The deduplication index contained all known URIs for known hashes. This made it possible to record for each encountered duplicate if it was...
  • An exact URL match.
    Meaning that that exact URL had already been recorded as having this payload
  • A canonical URL match.
    Meaning that an URL whose canonical form is identical to the current URL's canonical form had already been recorded as having this payload. The canonicalization employed is the same one utilized by OpenWayback when determining URL equivalency. Exact URL matches do not count as canonical matches.
  • A digest only match
    Meaning that we have recorded an unrelated URL as having the same payload.

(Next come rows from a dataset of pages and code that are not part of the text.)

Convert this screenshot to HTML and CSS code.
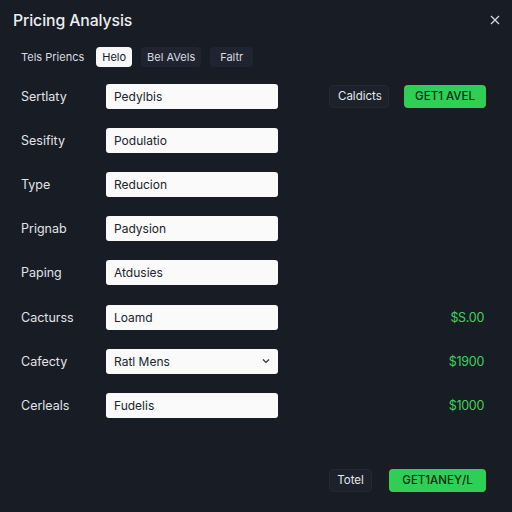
FILE: index.html
```html
<!DOCTYPE html>
<html>
<head>
<meta charset="utf-8">
<link rel="stylesheet" href="styles.css">
</head>
<body>
<div class="panel">
  <div class="header">
    <h1 class="title">Pricing Analysis</h1>
    <span class="close">
      <svg width="10" height="10" viewBox="0 0 10 10"><path d="M1 1L9 9M9 1L1 9" stroke="#d6d9df" stroke-width="1.3" fill="none"/></svg>
    </span>
  </div>
  <div class="tabs">
    <span class="tab plain">Tels Priencs</span>
    <span class="tab active">Helo</span>
    <span class="tab dark">Bel AVels</span>
    <span class="tab dark faltr">Faltr</span>
  </div>
  <div class="rows">
    <div class="row">
      <span class="label">Sertlaty</span>
      <div class="input">Pedylbis</div>
      <div class="extra">
        <span class="btn ghost">Caldicts</span>
        <span class="btn green">GET1 AVEL</span>
      </div>
    </div>
    <div class="row">
      <span class="label">Sesifity</span>
      <div class="input">Podulatio</div>
      <div class="extra"></div>
    </div>
    <div class="row">
      <span class="label">Type</span>
      <div class="input">Reducion</div>
      <div class="extra"></div>
    </div>
    <div class="row">
      <span class="label">Prignab</span>
      <div class="input">Padysion</div>
      <div class="extra"></div>
    </div>
    <div class="row">
      <span class="label">Paping</span>
      <div class="input">Atdusies</div>
      <div class="extra"></div>
    </div>
    <div class="row">
      <span class="label">Cacturss</span>
      <div class="input">Loamd</div>
      <div class="extra price">$S.00</div>
    </div>
    <div class="row">
      <span class="label">Cafecty</span>
      <div class="input select">Ratl Mens
        <svg width="8" height="6" viewBox="0 0 8 6"><path d="M1 1.5L4 4.5L7 1.5" stroke="#333" stroke-width="1.2" fill="none"/></svg>
      </div>
      <div class="extra price">$1900</div>
    </div>
    <div class="row">
      <span class="label">Cerleals</span>
      <div class="input">Fudelis</div>
      <div class="extra price">$1000</div>
    </div>
  </div>
  <div class="footer">
    <span class="btn ghost total">Totel</span>
    <span class="btn green wide">GET1ANEY/L</span>
  </div>
</div>
</body>
</html>
```
FILE: styles.css
```css
html, body {
  margin: 0;
  padding: 0;
  background: #181c25;
  width: 512px;
  height: 512px;
  overflow: hidden;
}
body {
  font-family: "Inter", "Liberation Sans", sans-serif;
  color: #e4e6ea;
}
.panel {
  width: 512px;
  height: 512px;
  box-sizing: border-box;
  padding: 8px 26px 0 21px;
  display: flex;
  flex-direction: column;
}
.header {
  display: flex;
  justify-content: space-between;
  align-items: center;
  height: 24px;
  margin-left: -8px;
  margin-right: -15px;
}
.title {
  margin: 0;
  font-size: 15.8px;
  font-weight: 500;
  color: #eceef1;
  letter-spacing: -0.1px;
}
.close {
  display: flex;
  width: 12px;
  height: 12px;
  align-items: center;
  justify-content: center;
}
.tabs {
  display: flex;
  align-items: center;
  gap: 9px;
  margin-top: 15px;
  height: 20px;
}
.tab {
  font-size: 11px;
  padding: 0 6px;
  height: 20px;
  line-height: 20px;
  border-radius: 4px;
  color: #d8dbe0;
}
.tab.plain {
  padding: 0;
  margin-right: 3px;
}
.tab.active {
  background: #f7f7f8;
  color: #15181e;
  padding: 0 6px;
}
.tab.dark {
  background: #1f2430;
}
.tab.faltr {
  padding: 0 10px;
}
.rows {
  display: flex;
  flex-direction: column;
  margin-top: 7px;
}
.row {
  display: grid;
  grid-template-columns: 85px 172px 1fr;
  align-items: center;
  height: 44.2px;
}
.label {
  font-size: 12.5px;
  color: #e2e4e8;
}
.input {
  background: #fafafa;
  border-radius: 3px;
  height: 25px;
  box-sizing: border-box;
  padding: 0 8px;
  display: flex;
  align-items: center;
  justify-content: space-between;
  font-size: 12px;
  color: #20232a;
}
.extra {
  display: flex;
  justify-content: flex-end;
  align-items: center;
  gap: 15px;
}
.price {
  font-size: 12.5px;
  color: #3ed35e;
  letter-spacing: -0.3px;
  padding-right: 2px;
}
.btn {
  font-size: 11.5px;
  height: 23px;
  line-height: 23px;
  border-radius: 4px;
  padding: 0 8px;
  box-sizing: border-box;
  text-align: center;
}
.btn.ghost {
  background: #1c212b;
  border: 1px solid #232834;
  line-height: 21px;
  color: #e6e8eb;
  width: 60px;
}
.btn.green {
  background: #2fcf56;
  color: #0f2a16;
  width: 82px;
  font-weight: 500;
}
.footer {
  margin-top: auto;
  margin-bottom: 20px;
  display: flex;
  justify-content: flex-end;
  gap: 17px;
}
.btn.total {
  width: 43px;
  padding: 0;
}
.btn.wide {
  width: 97px;
}
```
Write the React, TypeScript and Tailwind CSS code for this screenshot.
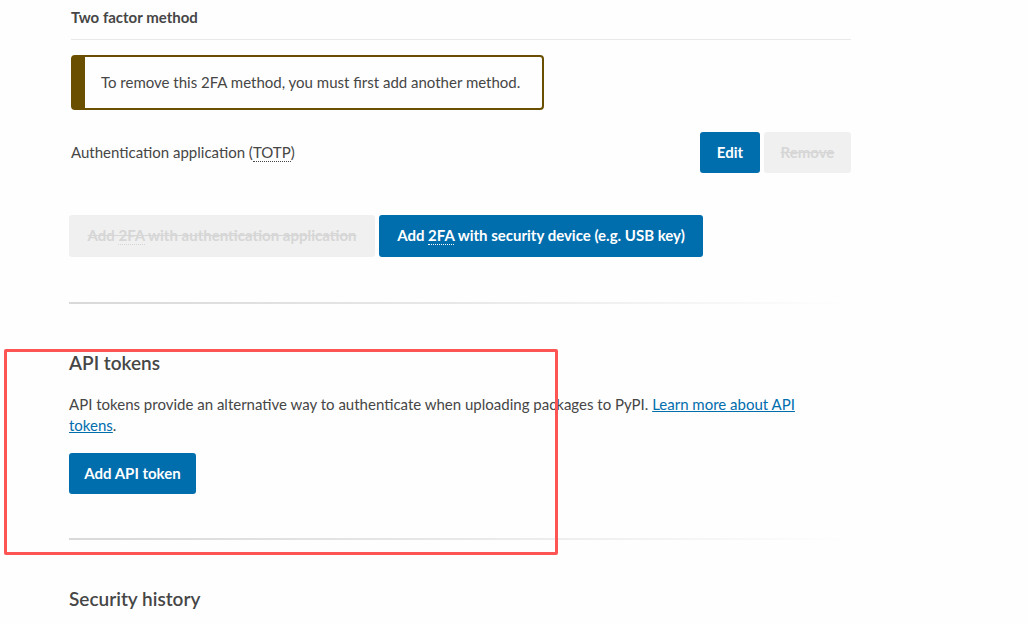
import React from 'react';

const font = { fontFamily: 'Lato, "Noto Sans", sans-serif' };

// dotted underline abbreviation, like <abbr> on the page
function Abbr({ children, title }: { children: React.ReactNode; title: string }) {
  return (
    <abbr title={title} className="no-underline border-b-[1.5px] border-dotted border-current leading-none">
      {children}
    </abbr>
  );
}

function Separator() {
  return <div className="h-[2px] w-full bg-gradient-to-r from-[#d9d9d9] via-[#e8e8e8] to-transparent" />;
}

export default function App() {
  return (
    <div className="relative min-h-screen bg-[#fefefe] text-[#464646]" style={font}>
      <div className="ml-[69px] w-[782px]">
        {/* Two factor table */}
        <div className="pl-[2px]">
          <div className="pt-[6px] pb-[10px] text-[15px] font-bold">Two factor method</div>
          <div className="h-px bg-[#e9e9e9]" />

          <div className="mt-[15px] w-[473px] h-[55px] flex items-center rounded-[4px] border-2 border-l-[14px] border-[#6a4f00] pl-[16px] text-[15px]">
            To remove this 2FA method, you must first add another method.
          </div>

          <div className="mt-[22px] flex items-center justify-between">
            <span className="text-[15px]">
              Authentication application (<Abbr title="Time-based One-Time Password">TOTP</Abbr>)
            </span>
            <div className="flex gap-[4px]">
              <button className="h-[41px] w-[60px] rounded-[3px] bg-[#006dad] text-white text-[15px] font-bold">Edit</button>
              <button disabled className="h-[41px] w-[87px] rounded-[3px] bg-[#f0f0f0] text-[#d6d6d6] text-[15px] font-bold line-through">
                Remove
              </button>
            </div>
          </div>
        </div>

        <div className="mt-[42px] flex gap-[4px]">
          <button disabled className="h-[42px] w-[306px] rounded-[3px] bg-[#f0f0f0] text-[#d6d6d6] text-[15px] font-bold line-through">
            Add <Abbr title="Two factor authentication">2FA</Abbr> with authentication application
          </button>
          <button className="h-[42px] w-[324px] rounded-[3px] bg-[#006dad] text-white text-[15px] font-bold">
            Add <Abbr title="Two factor authentication">2FA</Abbr> with security device (e.g. USB key)
          </button>
        </div>

        <div className="mt-[45px]">
          <Separator />
        </div>

        {/* API tokens */}
        <section className="pt-[46px] pb-[44px]">
          <h2 className="text-[19px] font-semibold leading-[26px]">API tokens</h2>
          <p className="mt-[18px] w-[760px] text-[15px] leading-[21px]">
            API tokens provide an alternative way to authenticate when uploading packages to PyPI.{' '}
            <a href="#" className="text-[#006dad] underline">Learn more about API tokens</a>.
          </p>
          <button className="mt-[17px] h-[41px] w-[127px] rounded-[3px] bg-[#006dad] text-white text-[15px] font-bold">
            Add API token
          </button>
        </section>

        <Separator />

        <h2 className="pt-[46px] text-[19px] font-semibold leading-[26px]">Security history</h2>
      </div>

      {/* red highlight annotation */}
      <div className="absolute left-[4px] top-[349px] w-[554px] h-[206px] rounded-[2px] border-[3px] border-[#fd5454] pointer-events-none" />
    </div>
  );
}
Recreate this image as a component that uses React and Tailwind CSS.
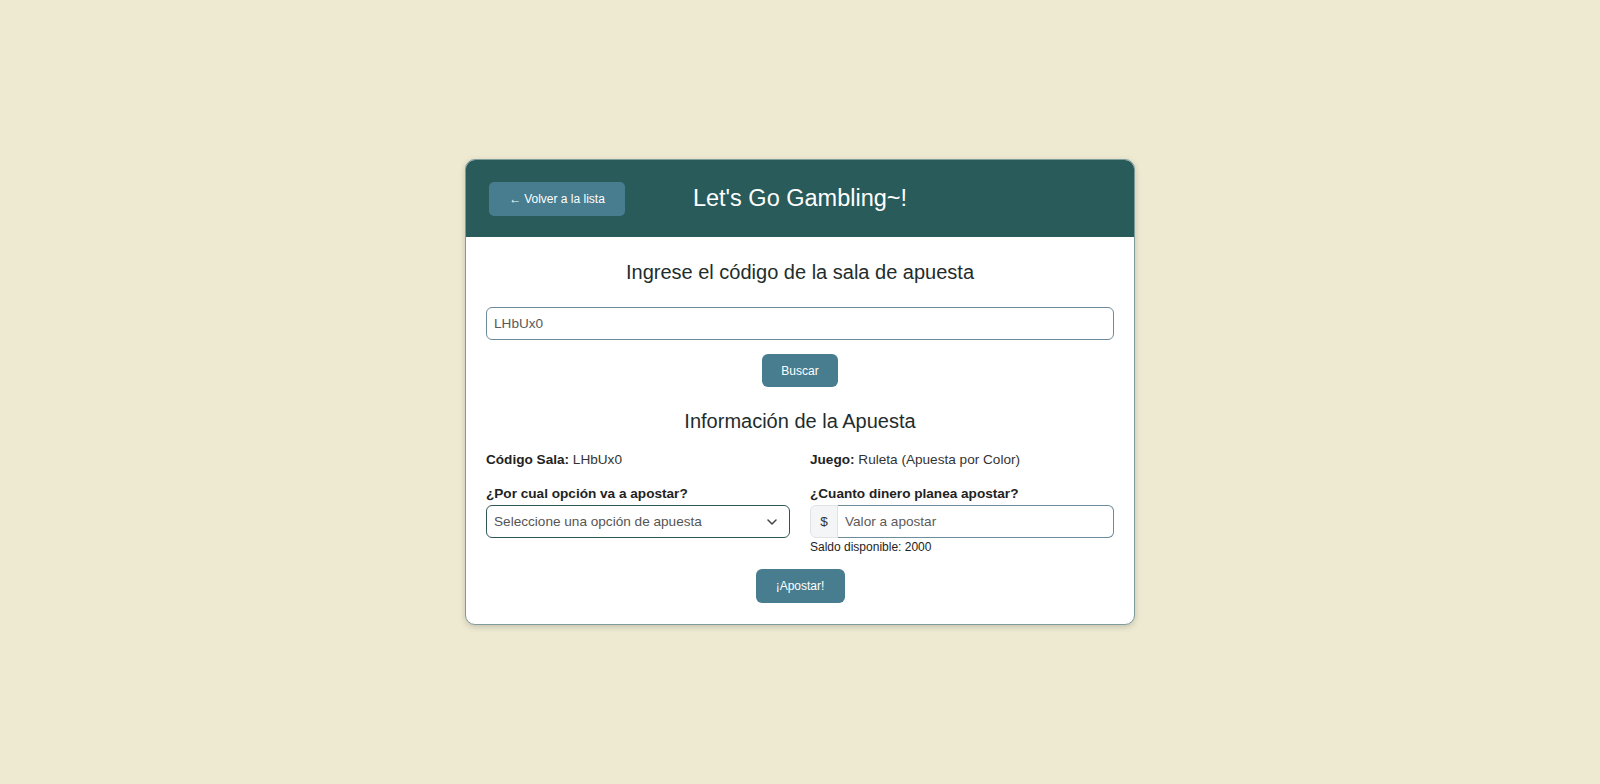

Exact and canonical URL matches do not count towards this.
The results:
  • Exact URL: 75,46% of URLs, 84.58% of bytes deduplicated
  • Canonical URL: 13,35% of URLs, 10.15% of bytes deduplicated
  • Digest only: 11,19% of URLs, 5.07% of bytes deduplicated
As you can see, allowing URI-agnostic does not significantly affect the amount of data that can be deduplicated. It is also clear that it is primarily smaller files that are likely to be deduplicated in this manner.

In all, URI-agnostic deduplication saved 176 GiB in a crawl that ultimately required 2.1 TiB of storage space. So even if we assume that none of the 176 was compressible it is a saving of 7.6%. The actual value is probably closer to 5%.

If you count canonical URL matches as URI-agnostic (it is an arguable point) then the number rises notably to 19.7%.